Grace Willacy, sophomore early childhood education major, agreed that the Songburghs are more than just a music group.

“The biggest takeaway is making sure everybody feels welcome. I think our group does a great job with that and out of all the groups at Pitt, we’re pretty close-knit,” Willacy said. “We create this welcoming community so everyone feels like they have a place.”

Brayden Yan, junior computer science and data science major and assistant music director, helps arrange music for the Songburghs. He said the arranging process is tedious, sometimes taking up to two weeks, and is unlike arranging for any other instrument.

“You have to think about how [the song] would sound with people singing. It’s unique because the dynamic, expressive range of voice is so much more than any other instrument,” Yan said. “With a capella especially, all you have is voices, you need to be very detailed about how you want them to sound.”

Yan said they arrange songs on a volunteer basis, allowing any member to explore this new facet of music production. He said he and musical director Chris Chengshi are a resource for members interested in broadening their musical horizons, with Yan learning from Chengshi every day.

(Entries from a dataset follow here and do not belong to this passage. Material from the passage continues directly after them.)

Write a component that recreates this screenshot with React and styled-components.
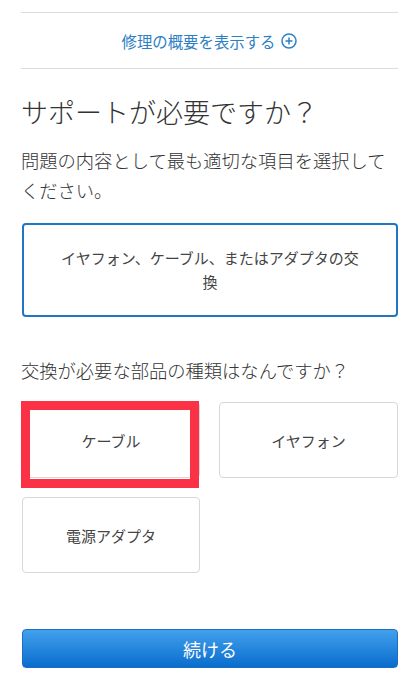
import React from "react";
import styled, { createGlobalStyle } from "styled-components";

const Global = createGlobalStyle`
  html, body { margin: 0; padding: 0; background: #fff; }
  body { font-family: "Noto Sans CJK JP", "Noto Sans", sans-serif; color: #333; }
  * { box-sizing: border-box; }
`;

const Page = styled.div`
  padding: 12px 21px 30px 22px;
  width: 419px;
`;

const SummaryBar = styled.div`
  border-top: 1px solid #dcdcdc;
  border-bottom: 1px solid #dcdcdc;
  height: 57px;
  display: flex;
  align-items: center;
  justify-content: center;
  gap: 6px;
  color: #2f7fc4;
  font-size: 15.4px;
  margin-left: -1px;
`;

const Heading = styled.h1`
  margin: 26px 0 0 -1px;
  font-size: 27px;
  font-weight: 300;
  line-height: 34px;
  color: #333;
`;

const Lead = styled.p`
  margin: 16px 0 0 -1px;
  font-size: 18.3px;
  font-weight: 300;
  line-height: 30px;
  color: #333;
`;

const SelectedBox = styled.div`
  margin-top: 18px;
  min-height: 94px;
  border: 2px solid #2176c4;
  border-radius: 4px;
  display: flex;
  align-items: center;
  justify-content: center;
  text-align: center;
  padding: 0 30px;
  font-size: 15px;
  line-height: 24px;
  color: #444;
`;

const Question = styled.h2`
  margin: 38px 0 0 -1px;
  font-size: 18.3px;
  font-weight: 300;
  line-height: 30px;
  color: #333;
`;

const Grid = styled.div`
  margin-top: 17px;
  display: grid;
  grid-template-columns: 178px 179px;
  column-gap: 19px;
  row-gap: 19px;
`;

const Card = styled.div`
  position: relative;
  height: 76px;
  border: 1px solid #d8d8d8;
  border-radius: 4px;
  display: flex;
  align-items: center;
  justify-content: center;
  font-size: 15px;
  color: #444;
`;

const Highlight = styled.div`
  position: absolute;
  top: -2px;
  left: -2px;
  width: 178px;
  height: 87px;
  border: 9px solid #fb3146;
  pointer-events: none;
`;

const Button = styled.button`
  margin-top: 56px;
  width: 100%;
  height: 39px;
  border: 1px solid #1a6fc4;
  border-radius: 4px;
  background: linear-gradient(#42a0ec, #0a6dcd);
  color: #fff;
  font-family: "Noto Sans CJK JP", "Noto Sans", sans-serif;
  font-size: 18px;
  display: flex;
  align-items: center;
  justify-content: center;
`;

const PlusIcon = () => (
  <svg width="16" height="16" viewBox="0 0 16 16" fill="none" stroke="#2f7fc4" strokeWidth="1.5">
    <circle cx="8" cy="8" r="7" />
    <path d="M8 4.5v7M4.5 8h7" />
  </svg>
);

export default function App() {
  return (
    <Page>
      <Global />
      <SummaryBar>
        <span>修理の概要を表示する</span>
        <PlusIcon />
      </SummaryBar>
      <Heading>サポートが必要ですか？</Heading>
      <Lead>問題の内容として最も適切な項目を選択してください。</Lead>
      <SelectedBox>イヤフォン、ケーブル、またはアダプタの交換</SelectedBox>
      <Question>交換が必要な部品の種類はなんですか？</Question>
      <Grid>
        <Card>
          ケーブル
          <Highlight />
        </Card>
        <Card>イヤフォン</Card>
        <Card>電源アダプタ</Card>
      </Grid>
      <Button>続ける</Button>
    </Page>
  );
}
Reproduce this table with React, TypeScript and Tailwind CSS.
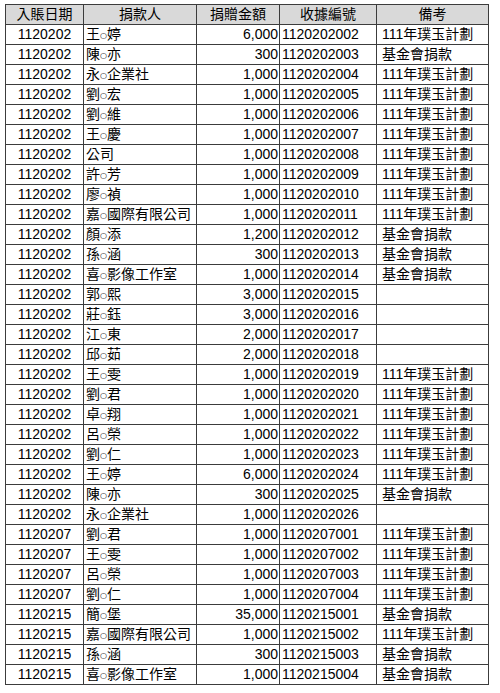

“I think it’s really valuable, having that exposure to making music, thinking about music, and now teaching music, with other people. There’s a lot you can do by learning and studying on your own, but at the end of the day, you want someone else to hear what you’ve made, you want other people’s opinions,” Yan said. “The interpersonal aspect of it is very valuable and contributes to my enjoyment of music as a whole.”

Yan joked that a cappella competitions are exactly like Pitch Perfect, complete with costumes and choreography. Last February, the Songburghs won second place for outstanding choreography at the International Championship of Collegiate A Cappella, an achievement that Dey said is one of her proudest moments as a Songburghs member. The Songburghs released an EP, “Feel Alive,” in early September, featuring the setlist from their award-winning performance.

“I was the head choreographer last year, and it is truly such a hard job to create it, teach it to members, and clean it,” Dey said. “Winning this award with the other choreographers was one of the best feelings at this competition.”

Yan said the ability to reflect on the Songburghs’ achievements at the conclusion of each semester or competition is one of his favorite parts of being a member.

“It’s really cool watching all the work we put into the things we do come together. I think an important lesson is to not be discouraged by how difficult a song might be, to not be psyched out by what we want to do,” Yan said. “We’re here to win, we’re here to do as best as we can, but we also have fun.”